— start Extracted records —

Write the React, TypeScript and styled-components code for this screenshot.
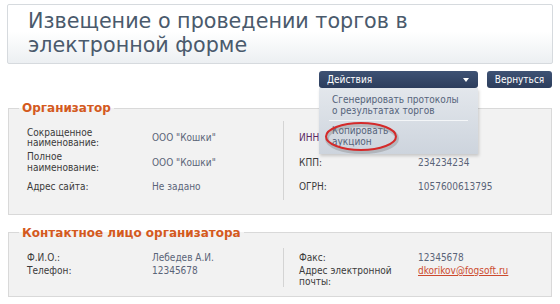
import React from "react";
import styled, {createGlobalStyle} from "styled-components";

const GlobalStyle = createGlobalStyle`
	html, body {
		margin: 0;
		padding: 0;
		background: #ffffff;
	}
	body {
		font-family: "DejaVu Sans Condensed", "DejaVu Sans", Verdana, sans-serif;
		font-size: 10px;
		color: #333333;
	}
`;

type Row = {label: string; value: string; labelColor?: string; link?: boolean};

const orgLeft: Row[] = [
	{label: "Сокращенное наименование:", value: 'ООО "Кошки"'},
	{label: "Полное наименование:", value: 'ООО "Кошки"'},
	{label: "Адрес сайта:", value: "Не задано"},
];

const orgRight: Row[] = [
	{label: "ИНН", value: "", labelColor: "#5b2a63"},
	{label: "КПП:", value: "234234234"},
	{label: "ОГРН:", value: "1057600613795"},
];

const contactLeft: Row[] = [
	{label: "Ф.И.О.:", value: "Лебедев А.И."},
	{label: "Телефон:", value: "12345678"},
];

const contactRight: Row[] = [
	{label: "Факс:", value: "12345678"},
	{label: "Адрес электронной почты:", value: "dkorikov@fogsoft.ru", link: true},
];

const InfoColumn = ({rows, tall, labelWidth, divided}: {rows: Row[]; tall?: boolean; labelWidth: number; divided?: boolean}) => (
	<Column $divided={divided} $tall={tall}>
		{rows.map((r) => (
			<InfoRow key={r.label} $tall={tall} $labelWidth={labelWidth}>
				<Label $color={r.labelColor}>{r.label}</Label>
				{r.link ? <Link href="#">{r.value}</Link> : <Value>{r.value}</Value>}
			</InfoRow>
		))}
	</Column>
);

export default function App() {
	return (
		<>
			<GlobalStyle/>
			<Page>
				<TitleBox>
					<Title>Извещение о проведении торгов в электронной форме</Title>
				</TitleBox>

				<Toolbar>
					<DropWrap>
						<DarkButton $wide>
							<span>Действия</span>
							<Caret/>
						</DarkButton>
						<Menu>
							<MenuItem $width={132}>Сгенерировать протоколы о результатах торгов</MenuItem>
							<MenuSeparator/>
							<MenuItem $width={66}>Копировать аукцион</MenuItem>
							<Highlight width="78" height="34" viewBox="0 0 78 34">
								<ellipse cx="38" cy="17.5" rx="35" ry="13.5" fill="none" stroke="#7c7c7c" strokeOpacity="0.35" strokeWidth="4"/>
								<ellipse cx="37" cy="15.5" rx="35" ry="13.5" fill="none" stroke="#d42a2a" strokeWidth="2"/>
							</Highlight>
						</Menu>
					</DropWrap>
					<DarkButton>Вернуться</DarkButton>
				</Toolbar>

				<Fieldset>
					<Legend>Организатор</Legend>
					<Columns>
						<InfoColumn rows={orgLeft} tall labelWidth={125}/>
						<InfoColumn rows={orgRight} tall labelWidth={119} divided/>
					</Columns>
				</Fieldset>

				<Fieldset $second>
					<Legend>Контактное лицо организатора</Legend>
					<Columns>
						<InfoColumn rows={contactLeft} labelWidth={125}/>
						<InfoColumn rows={contactRight} labelWidth={119} divided/>
					</Columns>
				</Fieldset>
			</Page>
		</>
	);
}

const Page = styled.div`
	width: 546px;
	padding: 4px 0 0 7px;
`;

const TitleBox = styled.div`
	box-sizing: border-box;
	height: 60px;
	border: 1px solid #d6dade;
	border-radius: 2px;
	background: linear-gradient(to bottom, #ffffff 0%, #ffffff 45%, #eceff2 100%);
	padding: 4px 0 0 20px;
`;

const Title = styled.h1`
	margin: 0;
	font-family: "DejaVu Sans", Verdana, sans-serif;
	font-weight: normal;
	font-size: 20.7px;
	line-height: 24px;
	color: #4a5a6c;
	width: 420px;
`;

const Toolbar = styled.div`
	display: flex;
	justify-content: flex-end;
	gap: 9px;
	margin-top: 7px;
	padding-right: 1px;
`;

const DropWrap = styled.div`
	position: relative;
`;

const DarkButton = styled.div<{$wide?: boolean}>`
	display: flex;
	align-items: center;
	justify-content: ${(p) => (p.$wide ? "space-between" : "center")};
	box-sizing: border-box;
	width: ${(p) => (p.$wide ? "159px" : "65px")};
	height: 17px;
	padding: 0 ${(p) => (p.$wide ? "8px" : "0")};
	border-radius: 3px;
	background: linear-gradient(to bottom, #3e5274 0%, #2c3d5c 100%);
	color: #ffffff;
	font-size: 10px;
`;

const Caret = styled.span`
	width: 0;
	height: 0;
	border-left: 3.5px solid transparent;
	border-right: 3.5px solid transparent;
	border-top: 4px solid #ffffff;
	margin-right: 1px;
`;

const Menu = styled.div`
	position: absolute;
	top: 17px;
	left: 0;
	z-index: 2;
	box-sizing: border-box;
	width: 159px;
	height: 66px;
	padding: 7px 10px 0 13px;
	background: linear-gradient(to bottom, #e3e7ec 0%, #cdd4dd 100%);
	box-shadow: 1px 2px 3px rgba(0, 0, 0, 0.18);
	color: #55637a;
`;

const MenuItem = styled.div<{$width: number}>`
	font-size: 10px;
	line-height: 10.5px;
	width: ${(p) => p.$width}px;
`;

const MenuSeparator = styled.div`
	height: 1px;
	margin: 4px 0 5px -3px;
	background: #f4f6f8;
`;

const Highlight = styled.svg`
	position: absolute;
	left: 5px;
	top: 33px;
`;

const Fieldset = styled.fieldset<{$second?: boolean}>`
	margin: ${(p) => (p.$second ? "11px" : "13px")} 0 0 1px;
	padding: 0;
	border: 1px solid #d9d9d9;
	background: #f2f2f2;
	min-inline-size: 0;
	width: 544px;
	box-sizing: border-box;
`;

const Legend = styled.legend`
	margin-left: 10px;
	padding: 0 3px;
	font-family: "DejaVu Sans", Verdana, sans-serif;
	font-size: 12px;
	font-weight: bold;
	line-height: 14px;
	color: #d45a1e;
`;

const Columns = styled.div`
	display: grid;
	grid-template-columns: 274px 1fr;
`;

const Column = styled.div<{$divided?: boolean; $tall?: boolean}>`
	display: flex;
	flex-direction: column;
	gap: ${(p) => (p.$tall ? "0" : "3px")};
	margin: ${(p) => (p.$tall ? "6px 0 14px" : "8px 0 9px")};
	padding: ${(p) => (p.$tall ? "5px" : "5px")} 0 0 ${(p) => (p.$divided ? "15px" : "18px")};
	border-left: ${(p) => (p.$divided ? "1px solid #d4d4d4" : "none")};
`;

const InfoRow = styled.div<{$tall?: boolean; $labelWidth: number}>`
	display: grid;
	grid-template-columns: ${(p) => p.$labelWidth}px 1fr;
	align-items: ${(p) => (p.$tall ? "center" : "start")};
	min-height: ${(p) => (p.$tall ? "24.5px" : "0")};
	font-size: 10px;
	line-height: 10.5px;
`;

const Label = styled.div<{$color?: string}>`
	color: ${(p) => p.$color || "#3a3a3a"};
	max-width: 98px;
`;

const Value = styled.div`
	color: #5a6478;
`;

const Link = styled.a`
	color: #cc4a2e;
	text-decoration: underline;
`;
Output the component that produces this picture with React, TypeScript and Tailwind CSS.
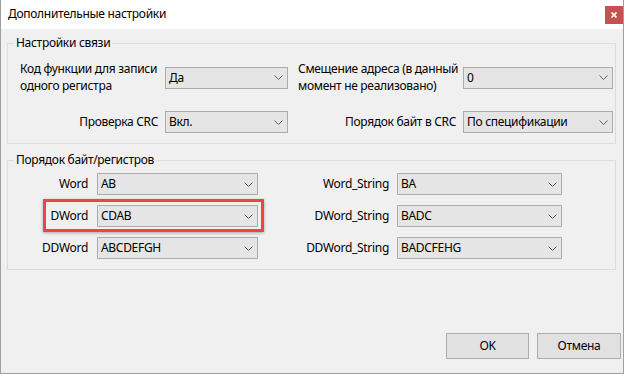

— end Extracted records —

> _Directions for this task_: Copy out all the data exactly; skip the pictures.

> _Answer for the task_:
Write the React, TypeScript and styled-components code for this screenshot.
import React from "react";
import styled, {createGlobalStyle} from "styled-components";

const GlobalStyle = createGlobalStyle`
	html, body {
		margin: 0;
		padding: 0;
		background: #ffffff;
	}
	body {
		font-family: "DejaVu Sans Condensed", "DejaVu Sans", Verdana, sans-serif;
		font-size: 10px;
		color: #333333;
	}
`;

type Row = {label: string; value: string; labelColor?: string; link?: boolean};

const orgLeft: Row[] = [
	{label: "Сокращенное наименование:", value: 'ООО "Кошки"'},
	{label: "Полное наименование:", value: 'ООО "Кошки"'},
	{label: "Адрес сайта:", value: "Не задано"},
];

const orgRight: Row[] = [
	{label: "ИНН", value: "", labelColor: "#5b2a63"},
	{label: "КПП:", value: "234234234"},
	{label: "ОГРН:", value: "1057600613795"},
];

const contactLeft: Row[] = [
	{label: "Ф.И.О.:", value: "Лебедев А.И."},
	{label: "Телефон:", value: "12345678"},
];

const contactRight: Row[] = [
	{label: "Факс:", value: "12345678"},
	{label: "Адрес электронной почты:", value: "dkorikov@fogsoft.ru", link: true},
];

const InfoColumn = ({rows, tall, labelWidth, divided}: {rows: Row[]; tall?: boolean; labelWidth: number; divided?: boolean}) => (
	<Column $divided={divided} $tall={tall}>
		{rows.map((r) => (
			<InfoRow key={r.label} $tall={tall} $labelWidth={labelWidth}>
				<Label $color={r.labelColor}>{r.label}</Label>
				{r.link ? <Link href="#">{r.value}</Link> : <Value>{r.value}</Value>}
			</InfoRow>
		))}
	</Column>
);

export default function App() {
	return (
		<>
			<GlobalStyle/>
			<Page>
				<TitleBox>
					<Title>Извещение о проведении торгов в электронной форме</Title>
				</TitleBox>

				<Toolbar>
					<DropWrap>
						<DarkButton $wide>
							<span>Действия</span>
							<Caret/>
						</DarkButton>
						<Menu>
							<MenuItem $width={132}>Сгенерировать протоколы о результатах торгов</MenuItem>
							<MenuSeparator/>
							<MenuItem $width={66}>Копировать аукцион</MenuItem>
							<Highlight width="78" height="34" viewBox="0 0 78 34">
								<ellipse cx="38" cy="17.5" rx="35" ry="13.5" fill="none" stroke="#7c7c7c" strokeOpacity="0.35" strokeWidth="4"/>
								<ellipse cx="37" cy="15.5" rx="35" ry="13.5" fill="none" stroke="#d42a2a" strokeWidth="2"/>
							</Highlight>
						</Menu>
					</DropWrap>
					<DarkButton>Вернуться</DarkButton>
				</Toolbar>

				<Fieldset>
					<Legend>Организатор</Legend>
					<Columns>
						<InfoColumn rows={orgLeft} tall labelWidth={125}/>
						<InfoColumn rows={orgRight} tall labelWidth={119} divided/>
					</Columns>
				</Fieldset>

				<Fieldset $second>
					<Legend>Контактное лицо организатора</Legend>
					<Columns>
						<InfoColumn rows={contactLeft} labelWidth={125}/>
						<InfoColumn rows={contactRight} labelWidth={119} divided/>
					</Columns>
				</Fieldset>
			</Page>
		</>
	);
}

const Page = styled.div`
	width: 546px;
	padding: 4px 0 0 7px;
`;

const TitleBox = styled.div`
	box-sizing: border-box;
	height: 60px;
	border: 1px solid #d6dade;
	border-radius: 2px;
	background: linear-gradient(to bottom, #ffffff 0%, #ffffff 45%, #eceff2 100%);
	padding: 4px 0 0 20px;
`;

const Title = styled.h1`
	margin: 0;
	font-family: "DejaVu Sans", Verdana, sans-serif;
	font-weight: normal;
	font-size: 20.7px;
	line-height: 24px;
	color: #4a5a6c;
	width: 420px;
`;

const Toolbar = styled.div`
	display: flex;
	justify-content: flex-end;
	gap: 9px;
	margin-top: 7px;
	padding-right: 1px;
`;

const DropWrap = styled.div`
	position: relative;
`;

const DarkButton = styled.div<{$wide?: boolean}>`
	display: flex;
	align-items: center;
	justify-content: ${(p) => (p.$wide ? "space-between" : "center")};
	box-sizing: border-box;
	width: ${(p) => (p.$wide ? "159px" : "65px")};
	height: 17px;
	padding: 0 ${(p) => (p.$wide ? "8px" : "0")};
	border-radius: 3px;
	background: linear-gradient(to bottom, #3e5274 0%, #2c3d5c 100%);
	color: #ffffff;
	font-size: 10px;
`;

const Caret = styled.span`
	width: 0;
	height: 0;
	border-left: 3.5px solid transparent;
	border-right: 3.5px solid transparent;
	border-top: 4px solid #ffffff;
	margin-right: 1px;
`;

const Menu = styled.div`
	position: absolute;
	top: 17px;
	left: 0;
	z-index: 2;
	box-sizing: border-box;
	width: 159px;
	height: 66px;
	padding: 7px 10px 0 13px;
	background: linear-gradient(to bottom, #e3e7ec 0%, #cdd4dd 100%);
	box-shadow: 1px 2px 3px rgba(0, 0, 0, 0.18);
	color: #55637a;
`;

const MenuItem = styled.div<{$width: number}>`
	font-size: 10px;
	line-height: 10.5px;
	width: ${(p) => p.$width}px;
`;

const MenuSeparator = styled.div`
	height: 1px;
	margin: 4px 0 5px -3px;
	background: #f4f6f8;
`;

const Highlight = styled.svg`
	position: absolute;
	left: 5px;
	top: 33px;
`;

const Fieldset = styled.fieldset<{$second?: boolean}>`
	margin: ${(p) => (p.$second ? "11px" : "13px")} 0 0 1px;
	padding: 0;
	border: 1px solid #d9d9d9;
	background: #f2f2f2;
	min-inline-size: 0;
	width: 544px;
	box-sizing: border-box;
`;

const Legend = styled.legend`
	margin-left: 10px;
	padding: 0 3px;
	font-family: "DejaVu Sans", Verdana, sans-serif;
	font-size: 12px;
	font-weight: bold;
	line-height: 14px;
	color: #d45a1e;
`;

const Columns = styled.div`
	display: grid;
	grid-template-columns: 274px 1fr;
`;

const Column = styled.div<{$divided?: boolean; $tall?: boolean}>`
	display: flex;
	flex-direction: column;
	gap: ${(p) => (p.$tall ? "0" : "3px")};
	margin: ${(p) => (p.$tall ? "6px 0 14px" : "8px 0 9px")};
	padding: ${(p) => (p.$tall ? "5px" : "5px")} 0 0 ${(p) => (p.$divided ? "15px" : "18px")};
	border-left: ${(p) => (p.$divided ? "1px solid #d4d4d4" : "none")};
`;

const InfoRow = styled.div<{$tall?: boolean; $labelWidth: number}>`
	display: grid;
	grid-template-columns: ${(p) => p.$labelWidth}px 1fr;
	align-items: ${(p) => (p.$tall ? "center" : "start")};
	min-height: ${(p) => (p.$tall ? "24.5px" : "0")};
	font-size: 10px;
	line-height: 10.5px;
`;

const Label = styled.div<{$color?: string}>`
	color: ${(p) => p.$color || "#3a3a3a"};
	max-width: 98px;
`;

const Value = styled.div`
	color: #5a6478;
`;

const Link = styled.a`
	color: #cc4a2e;
	text-decoration: underline;
`;
Output the component that produces this picture with React, TypeScript and Tailwind CSS.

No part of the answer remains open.